The marked decline in Hollywood’s fortunes in the 1950s and early 1960s (before Scorsese, Coppola, Evans et al saved the day) is usually attributed to the increasing availability of televisions in American homes. This was no doubt a factor, but equally important was a 1948 Supreme Court: United States v. Paramount Pictures. The impact of this antitrust ruling was enormous both for the artistic content of studio movies and for the economic shape of the film industry.
Understanding the case requires an appreciation of the vertical integration of Hollywood’s business prior to the war. You may have noticed that many cities and towns have cinemas with names like “The Paramount”, “The Detroit Fox Theater” and “Warner” (including the hometown theater where I happily misspent a non-negligible portion of my West Virginia childhood). Those theater names are a legacy of the era in which the five major film studios owned the bulk of movie houses in the U.S.
Owning the theaters in which their movies played gave the big studios an extraordinary financial advantage in distribution, which they leveraged further by forcing independently-owned theaters to “block book” their products. If you wanted to show the hot new Bogart picture Casablanca in your independently-owned theater, you were strong-armed into also showing some Warner Brothers-made newsreels, short subjects and probably a low-budget second feature as well. And if you were an independent film producer looking for an audience, you pretty much had to go on your knees before the major studios to gain access to their theaters. The SCOTUS Justices knew an antitrust violation when they saw it, and their 1948 decision in the Paramount Pictures case forced the studios to give up ownership of theaters.
The artistic impact of the high court’s decision is not fully appreciated, even by film buffs. In the old business model, studios had regionalized audiences, which influenced their film production choices. In trying to explain why Broadway style musicals and cosmopolitan comedies were staples at MGM/Loews studio but not at 20th Century Fox for example, you need look no further than where their respective theaters were located: The former were concentrated in New York City and other parts of the Northeast, the latter were mostly further west, often in more rural areas.
Shorn of regionalized audiences, all the studios began playing a national game of pursuing audiences and lost their distinctive artistic approaches. Their products became more homogenized as a consequence.
Economically, the Paramount Pictures decision helped create what my pals Robert Frank and Phil Cook term a “Winner-Take-All-Market” in the movie industry. In the old system, all the studios could ensure at least some ticket sales by putting their own films into their own theaters. As theaters became free entities, competition was nationalized with no floor under what amount any studio might make and not much of a ceiling on what they might realize either.
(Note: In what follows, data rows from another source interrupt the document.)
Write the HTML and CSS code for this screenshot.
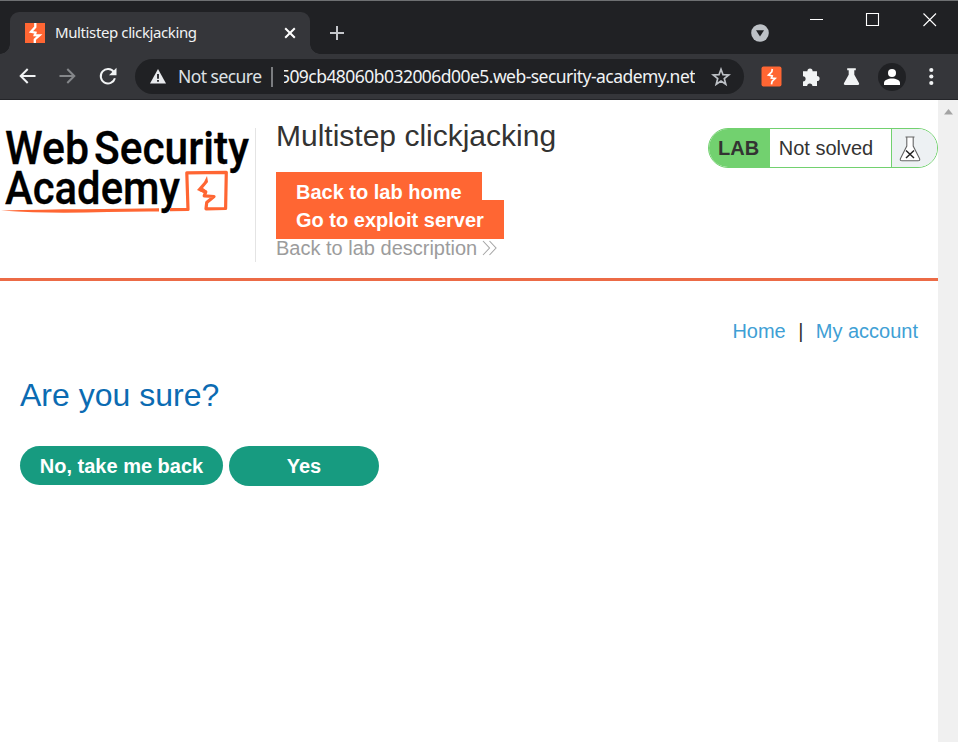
FILE: index.html
```html
<!DOCTYPE html>
<html lang="en">
<head>
<meta charset="utf-8">
<title>Multistep clickjacking</title>
<link rel="stylesheet" href="styles.css">
</head>
<body>
<div class="titlebar">
  <div class="tab">
    <svg class="favicon" width="20" height="20" viewBox="0 0 20 20"><path fill="#ff6633" d="M0 0h20v20H0z"/><path fill="none" stroke="#fff" stroke-width="2.300" d="M10.300 0v4L6 8.800l4.500.8-.8 2.600 4.800.1-4.700 4.200V20"/></svg>
    <span class="tab-title">Multistep clickjacking</span>
    <svg class="tab-close" width="12" height="12" viewBox="0 0 12 12"><path d="M1.200 1.200l9.600 9.600M10.800 1.200l-9.600 9.600" stroke="#fff" stroke-width="2" fill="none"/></svg>
  </div>
  <svg class="new-tab" width="16" height="16" viewBox="0 0 16 16"><path d="M8 1v14M1 8h14" stroke="#c4c7cb" stroke-width="2" fill="none"/></svg>
  <svg class="tab-search" width="18" height="18" viewBox="0 0 18 18"><circle cx="9" cy="9" r="8.800" fill="#bdc1c6"/><path d="M5 6.300h8L9 12.600z" fill="#202124"/></svg>
  <svg class="window-controls" width="130" height="16" viewBox="0 0 130 16"><path d="M2 7.500h13M58.500 1.500h12v12h-12zM115.500 1.500l12.500 12.500M128 1.500L115.500 14" stroke="#fff" stroke-width="1.100" fill="none"/></svg>
</div>
<div class="toolbar">
  <svg class="nav-icons" width="100" height="20" viewBox="0 0 100 20" fill="none" stroke-width="2"><path stroke="#f1f3f4" d="M17.500 9H2.500M9.700 2L2.700 9l7 7"/><path stroke="#85878a" d="M41.500 9H56M49.300 2l7 7-7 7"/><path stroke="#f1f3f4" d="M95.900 5.200A7.200 7.200 0 1 0 96.900 11.200"/><path fill="#f1f3f4" d="M98.500 .7v7.500h-7.500z"/></svg>
  <div class="omnibox">
    <svg class="warning" width="16" height="15" viewBox="0 0 16 15"><path fill="#e8eaed" d="M8 0l8 14.500H0z"/><path fill="#202124" d="M7.100 5h1.800v4.800H7.100zM7.100 11h1.800v1.800H7.100z"/></svg>
    <span class="security">Not secure</span>
    <span class="divider"></span>
    <span class="url"><span class="url-text">509cb48060b032006d00e5.web-security-academy.net</span></span>
    <svg class="star" width="20" height="20" viewBox="0 0 20 20"><path d="M10 2.300l2 5.400 5.800.3-4.500 3.600 1.500 5.600-4.800-3.200-4.800 3.200 1.500-5.600L2.200 8 8 7.700z" fill="none" stroke="#bdc1c6" stroke-width="1.700"/></svg>
  </div>
  <svg class="extensions" width="180" height="30" viewBox="0 0 180 30">
    <rect x="1.500" y="4.500" width="20" height="20" rx="2" fill="#ff6633"/><path fill="none" stroke="#fff" stroke-width="1.700" d="M12.300 7l-.5 2.800-3.300 3.300 3.700.8-.8 2.200 3.700.3-3 3-.6 3"/>
    <path fill="#f1f3f4" d="M43 9.200h4.400a2.600 2.600 0 0 1 5.200 0H57v4.700a2.600 2.600 0 0 1 0 5.200V24h-4.600a2.600 2.600 0 0 0-5.200 0H43v-4.600a2.600 2.600 0 0 0 0-5.200z"/>
    <path fill="#f1f3f4" d="M87.200 6.300h8.600v2h-1.500v4.400l4.800 8.600q.6 1.700-1.200 1.700H85.100q-1.800 0-1.200-1.700l4.800-8.600V8.300h-1.500z"/>
    <circle cx="132" cy="15" r="14" fill="#202124"/><circle cx="132" cy="11" r="4" fill="#fff"/><path fill="#fff" d="M124 23v-2c0-3 4-4.500 8-4.500s8 1.500 8 4.500v2z"/>
    <g fill="#f1f3f4"><circle cx="171.300" cy="8" r="2.100"/><circle cx="171.300" cy="14.500" r="2.100"/><circle cx="171.300" cy="21" r="2.100"/></g>
  </svg>
</div>
<div class="viewport">
  <div class="page">
    <header class="lab-header">
      <svg class="logo" width="255" height="134" viewBox="0 0 255 134">
        <g class="logo-text">
          <text x="5" y="35.500" textLength="84" lengthAdjust="spacingAndGlyphs">Web</text>
          <text x="94" y="35.500" textLength="155" lengthAdjust="spacingAndGlyphs">Security</text>
          <text x="5" y="76" textLength="175" lengthAdjust="spacingAndGlyphs">Academy</text>
        </g>
        <path fill="#ff6633" d="M1 82.500c55-1.700 112-1.200 158-2.300v3.400C112 83 60 87 1 82.500z"/>
        <path fill="none" stroke="#ff6633" stroke-width="3.200" stroke-linejoin="round" d="M170 81.600l18-.1-1.200-36.700 39.500-.5-.7 36.200-19.600.3.700-6.200 7.300-6.100-9.800-.6 1.600-4-5.800-2.400"/>
        <path fill="#ff6633" d="M207 48l1 6-5 6 4 3-1 3-9-4 7-8z"/>
      </svg>
      <div class="heading">
        <h1>Multistep clickjacking</h1>
        <div class="lab-links">
          <a class="lab-button">Back to lab home</a>
          <a class="lab-button">Go to exploit server</a>
          <a class="description">Back to lab description <svg width="16" height="16" viewBox="0 0 16 16"><path d="M1 1l6.500 7L1 15M7.500 1L14 8l-6.500 7" fill="none" stroke="#a5a5a5" stroke-width="1.100"/></svg></a>
        </div>
      </div>
      <div class="status">
        <span class="lab-label">LAB</span>
        <span class="lab-state">Not solved</span>
        <span class="lab-icon"><svg width="22" height="26" viewBox="0 0 22 26"><path d="M6.500 1h9M7.800 1v9L1.500 22.500q-.9 2.300 1.500 2.300h16q2.400 0 1.500-2.300L14.200 10V1" fill="#fff" stroke="#666" stroke-width="1.100"/><path d="M7 14.500l8 7.500M15 14.500L7 22" stroke="#222" stroke-width="1.500"/></svg></span>
      </div>
    </header>
    <main>
      <nav><a>Home</a><span>|</span><a>My account</a></nav>
      <h2>Are you sure?</h2>
      <div class="actions"><button class="no">No, take me back</button><button class="yes">Yes</button></div>
    </main>
  </div>
  <div class="scrollbar"><svg width="9" height="6" viewBox="0 0 9 6"><path d="M0 5.500L4.500 0 9 5.500z" fill="#a3a3a3"/></svg></div>
</div>
</body>
</html>
```
FILE: styles.css
```css
* { box-sizing: border-box; }
body { margin: 0; width: 958px; height: 742px; overflow: hidden; background: #fff; font: 20px/28px "Liberation Sans", Arial, sans-serif; color: #333332; }
svg { display: block; flex: none; }
.titlebar { height: 54px; background: #202124; border-top: 1px solid #6e7072; display: flex; padding-left: 10px; }
.tab { position: relative; width: 300px; height: 42px; margin-top: 11px; background: #35363a; border-radius: 9px 9px 0 0; display: flex; align-items: center; padding: 0 15px; font: 15px "Noto Sans", "Open Sans", sans-serif; color: #f1f3f4; }
.tab::before, .tab::after { content: ""; position: absolute; bottom: 0; width: 10px; height: 10px; }
.tab::before { right: 100%; background: radial-gradient(circle at 0 0, transparent 9.5px, #35363a 10px); }
.tab::after { left: 100%; background: radial-gradient(circle at 100% 0, transparent 9.5px, #35363a 10px); }
.tab-title { margin: -2px 0 0 10px; letter-spacing: -.39px; white-space: nowrap; }
.tab-close { margin-left: auto; margin-right: -1px; }
.new-tab { margin: 24px 0 0 19px; }
.tab-search { margin: 23px 0 0 406px; }
.window-controls { margin: 11px 0 0 39px; }
.toolbar { height: 46px; background: #35363a; border-bottom: 1px solid #242529; display: flex; align-items: center; padding-left: 18px; }
.omnibox { width: 609px; height: 35px; margin-left: 17px; border-radius: 18px; background: #202124; color: #f1f3f4; display: flex; align-items: center; padding-left: 15px; font: 17.5px/26px "Noto Sans", "Open Sans", sans-serif; white-space: nowrap; }
.security { width: 94px; margin: -1px 0 0 12px; letter-spacing: -.55px; color: #dee1e5; }
.divider { width: 2px; height: 20px; margin-left: -1px; background: #7b7d80; }
.url { width: 411px; margin: -1px 0 0 11px; overflow: hidden; display: flex; justify-content: flex-end; letter-spacing: -.54px; }
.url-text { flex: none; }
.star { margin-left: 16px; }
.extensions { margin-left: 16px; }
.viewport { height: 642px; display: flex; }
.page { width: 938px; }
.scrollbar { width: 20px; background: #f0f0f0; display: flex; justify-content: center; padding-top: 9px; }
.lab-header { height: 181px; border-bottom: 3px solid #ec6b46; padding-top: 28px; display: flex; align-items: flex-start; }
.logo { overflow: visible; }
.logo-text { font: 500 46px Roboto, sans-serif; fill: #000; stroke: #000; stroke-width: .3px; }
.heading { height: 134px; border-left: 1px solid #e4e4e4; padding-left: 20px; }
h1 { margin: -7px 0 0; font-size: 30px; line-height: 30px; font-weight: 400; white-space: nowrap; }
.lab-links { display: flex; flex-direction: column; align-items: flex-start; margin-top: 21px; }
.lab-button { height: 39px; padding: 0 20px; background: #ff6633; color: #fff; font-weight: 700; line-height: 40px; }
.lab-button + .lab-button { margin-top: -11px; }
.description { display: flex; align-items: center; gap: 5px; margin-top: -5px; color: #9c9c9c; }
.status { width: 230px; height: 40px; margin-left: auto; display: flex; border: 1px solid #72d16f; border-radius: 20px; overflow: hidden; line-height: 38px; }
.lab-label { width: 61px; padding-left: 9px; background: #72d16f; font-weight: 700; }
.lab-state { width: 122px; padding-left: 9px; }
.lab-icon { width: 46px; border-left: 1px solid #72d16f; background: #edf1f3; padding: 7px 0 0 7px; }
main { padding: 0 20px; }
nav { display: flex; justify-content: flex-end; padding-top: 36px; }
nav a { color: #409fd5; }
nav span { width: 30px; text-align: center; }
h2 { margin: 33px 0 0; font-size: 32px; line-height: 34px; font-weight: 400; color: #0b6bb2; }
.actions { display: flex; gap: 6px; margin-top: 34px; }
button { border: 0; border-radius: 20px; padding: 0; background: #179b80; color: #fff; font: 700 20px "Liberation Sans", Arial, sans-serif; }
.no { width: 203px; height: 39px; padding-top: 1px; }
.yes { width: 150px; height: 40px; }
```
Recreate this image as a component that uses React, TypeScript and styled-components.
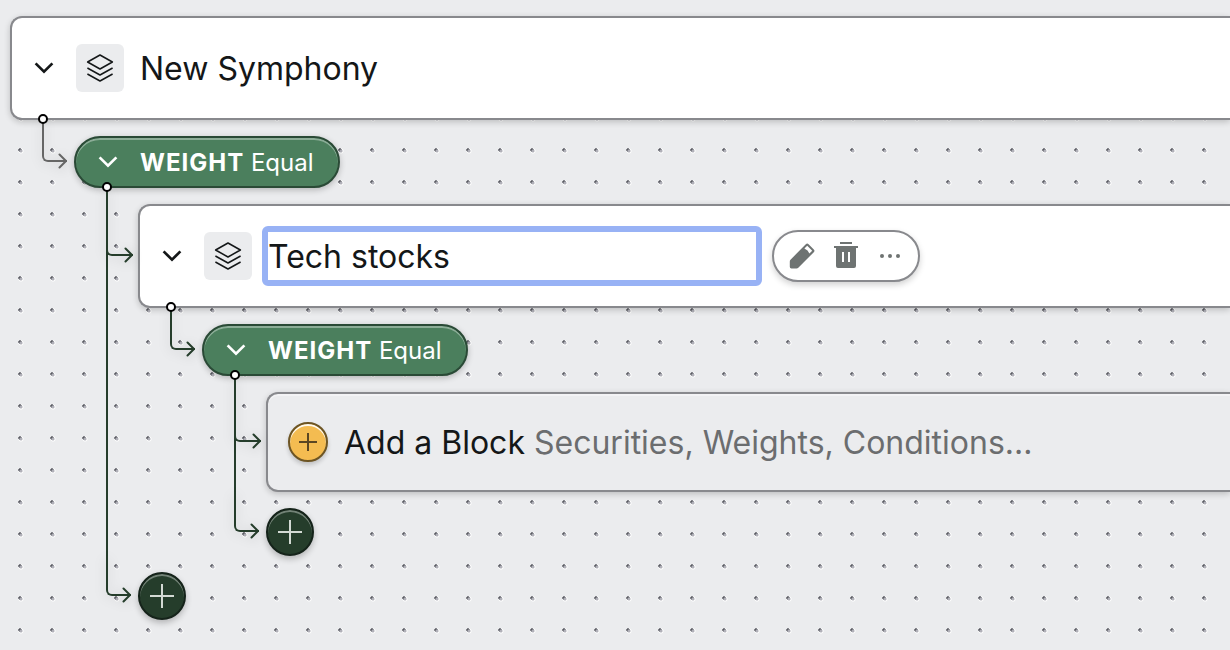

Funnily enough, it was Paramount that first grasped the implications of the new market when it released The Godfather in a then shocking 400 screens nationwide. Soon afterward, Jaws tripled the size of that release. Both films made money hand over fist, and the blockbuster film era had truly arrived. From then on, a small number of films would make extraordinary profits, whereas the great bulk of films would make little or no money at all.